Micro-CT of Aseptic Packaging Closure

Figure 3: Micro-CT examination of an aseptic multilayer flexible package.

The imaging of aseptic packaging closures is my favorite featured project during my tenure at Micro Photonics. The ability to non-destructively examine both open and closed states of this multi-featured closure assembly in food packaging really illustrated the versatility of our SkyScan instruments for the examination of consumer product packaging video.

Seth Hogg, Ph.D.

Laboratory Manager


Micro-CT Examination of Sardines Packed in Oil

Figure 4: View through the packaging to see the sardines within.

So many to choose from. I actually have so many favorites – the rose, the hot dog, the Christmas stocking — just to name a few of the more fun items we did. However, since I have to pick one, I am picking the sardines packed in oil. Why? Because I think it is so cool that you can see everything right through the packaging. You can see not just the sardines but even the tiny bones in this video.

Sumita Chandiramani

Office Manager


Micro-CT of Apple Watch S1

Figure 5: Using micro-CT to see inside an example of wearable technology, the Apple watch.

Technology has enabled so much convenience in my lifetime. When I was a kid, Dick Tracy, a detective in the comics, had a two-way wrist radio.  Now the Apple Watch is that device! Ten to fifteen years ago we had computers for email, digital cameras for photography, GPS systems for the car, and a flip phone for cellular calls. Now, one device provides all of those functions and it fits in your pocket. The Apple watch is starting us on the next wave of miniaturization. (View the video here.)

George Ferrio

CEO, Micro Photonics


Virtual Segmentation of a Mouse Mandible

Figure 6: Mouse mandible showing tooth segmentation.

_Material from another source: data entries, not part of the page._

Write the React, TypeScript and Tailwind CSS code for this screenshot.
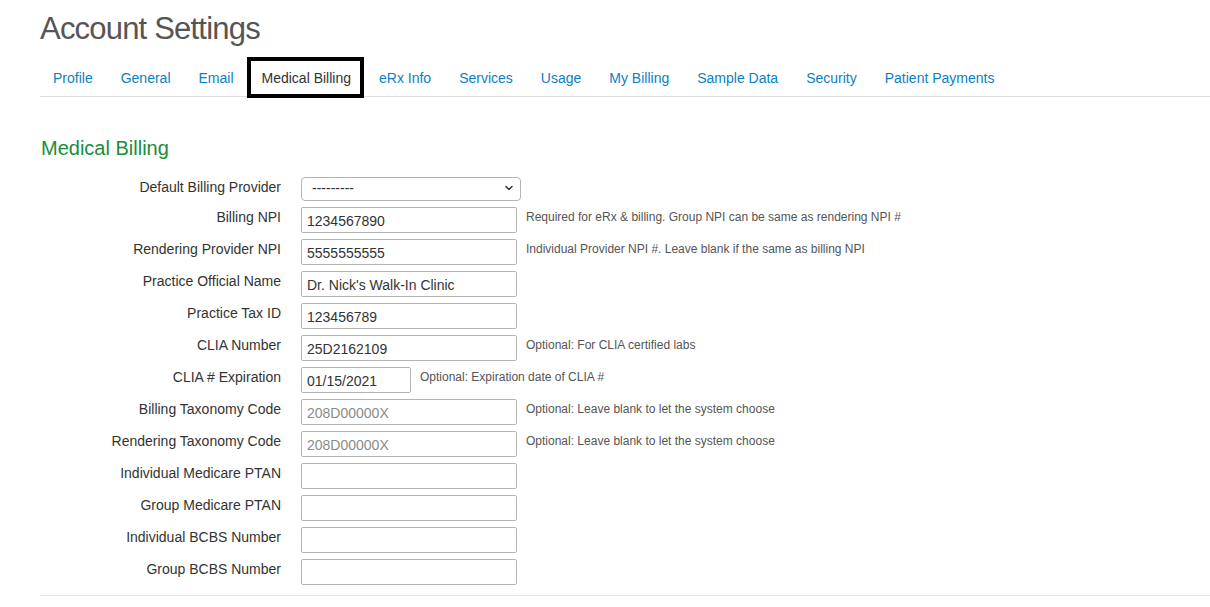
import { ChevronDown } from "lucide-react";

const tabs = [
  "Profile",
  "General",
  "Email",
  "Medical Billing",
  "eRx Info",
  "Services",
  "Usage",
  "My Billing",
  "Sample Data",
  "Security",
  "Patient Payments",
];

type Field = {
  label: string;
  value?: string;
  placeholder?: string;
  help?: string;
  narrow?: boolean;
};

const fields: Field[] = [
  {
    label: "Billing NPI",
    value: "1234567890",
    help: "Required for eRx & billing. Group NPI can be same as rendering NPI #",
  },
  {
    label: "Rendering Provider NPI",
    value: "5555555555",
    help: "Individual Provider NPI #. Leave blank if the same as billing NPI",
  },
  { label: "Practice Official Name", value: "Dr. Nick's Walk-In Clinic" },
  { label: "Practice Tax ID", value: "123456789" },
  { label: "CLIA Number", value: "25D2162109", help: "Optional: For CLIA certified labs" },
  {
    label: "CLIA # Expiration",
    value: "01/15/2021",
    help: "Optional: Expiration date of CLIA #",
    narrow: true,
  },
  {
    label: "Billing Taxonomy Code",
    placeholder: "208D00000X",
    help: "Optional: Leave blank to let the system choose",
  },
  {
    label: "Rendering Taxonomy Code",
    placeholder: "208D00000X",
    help: "Optional: Leave blank to let the system choose",
  },
  { label: "Individual Medicare PTAN" },
  { label: "Group Medicare PTAN" },
  { label: "Individual BCBS Number" },
  { label: "Group BCBS Number" },
];

const FormRow = ({ field }: { field: Field }) => (
  <div className="flex items-start h-[32px]">
    <label className="w-[241px] mr-[20px] text-right text-[14px] leading-[20px] text-[#333]">
      {field.label}
    </label>
    <input
      defaultValue={field.value}
      placeholder={field.placeholder}
      className={`${
        field.narrow ? "w-[110px]" : "w-[216px]"
      } h-[26px] border border-[#b4b4b4] rounded-[2px] px-[5px] pt-[1px] text-[14px] text-[#333] placeholder:text-[#8a8a8a] outline-none bg-white`}
    />
    {field.help && (
      <span className="ml-[9px] pt-[2px] text-[12px] leading-[17px] text-[#555]">
        {field.help}
      </span>
    )}
  </div>
);

export default function App() {
  return (
    <div className="min-h-screen bg-white pl-[40px] font-['Liberation_Sans',Arial,sans-serif]">
      <h1 className="pt-[13px] text-[31px] leading-[31px] tracking-[-0.8px] text-[#555] font-normal">
        Account Settings
      </h1>

      <ul className="mt-[13px] flex border-b border-[#dddddd] h-[40px]">
        {tabs.map((tab) =>
          tab === "Medical Billing" ? (
            <li
              key={tab}
              className="-ml-[2px] mr-[2px] h-[41px] pl-[11px] pr-[9px] pt-[2px] flex items-center border-4 border-black bg-white text-[14px] text-[#333]"
            >
              {tab}
            </li>
          ) : (
            <li
              key={tab}
              className="mr-[2px] h-[39px] px-[13px] pt-[4px] flex items-center text-[14px] text-[#0b7fc3]"
            >
              {tab}
            </li>
          )
        )}
      </ul>

      <h2 className="mt-[39px] ml-px text-[20px] leading-[24px] text-[#1a8c3b]">
        Medical Billing
      </h2>

      <div className="mt-[15px]">
        <div className="flex items-start h-[32px]">
          <label className="w-[241px] mr-[20px] pt-[2px] text-right text-[14px] leading-[20px] text-[#333]">
            Default Billing Provider
          </label>
          <div className="relative mt-px">
            <select className="appearance-none w-[220px] h-[24px] border border-[#b4b4b4] rounded-[4px] pl-[10px] text-[14px] text-[#333] bg-white outline-none">
              <option>---------</option>
            </select>
            <ChevronDown
              className="absolute right-[6px] top-[6px] w-[12px] h-[12px] text-[#333] pointer-events-none"
              strokeWidth={3}
            />
          </div>
        </div>
        {fields.map((f) => (
          <FormRow key={f.label} field={f} />
        ))}
      </div>

      <div className="mt-[4px] border-t border-[#e5e5e5]" />
    </div>
  );
}
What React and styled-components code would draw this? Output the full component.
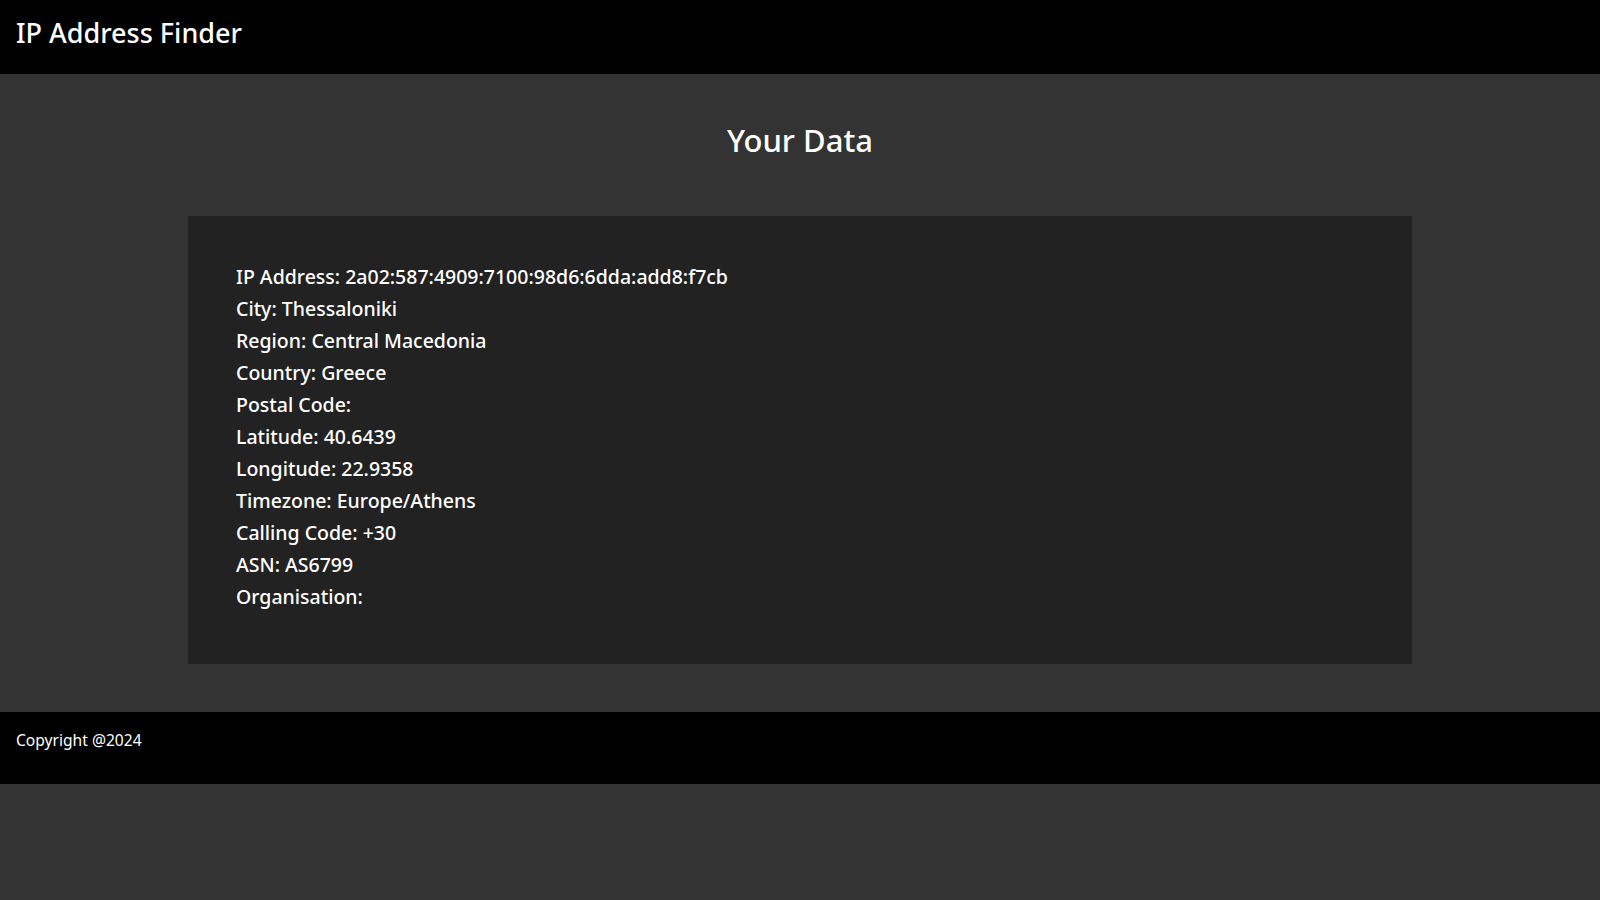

Who wouldn’t want to see an historical relic inside a closed container, or a fossil within a rock matrix? This segmentation demonstrates the virtuosity of micro-CT scanning and the complex functions and analyses that can be done non-destructively. I always loved the images created by this virtual segmentation of a mouse mandible from its jawbone, where the jawbone and tooth were kept intact through the scan. This is well-illustrated in this video.

Ann Bagnell



Cicada ~ Analysis of Its Anatomy

Figure 7: Micro-CT scan of a female cicada.

I really enjoyed cicadas as a kid… the sound of August and hanging molted shells on my parent’s screen door. I am proud of this image of a cicada because of how difficult it was to capture the veins in the wings. Experimenting with the power settings and filters paid off nicely, and I learned a lot about improving my image quality while scanning instead of during reconstruction. The video provides an excellent view of the cicada.

Branden Klingensmith

Service Manager, Micro-CT


Micro-CT of a D-Cell Battery

Figure 8: Anatomy of a D-cell battery from a micro-CT scan.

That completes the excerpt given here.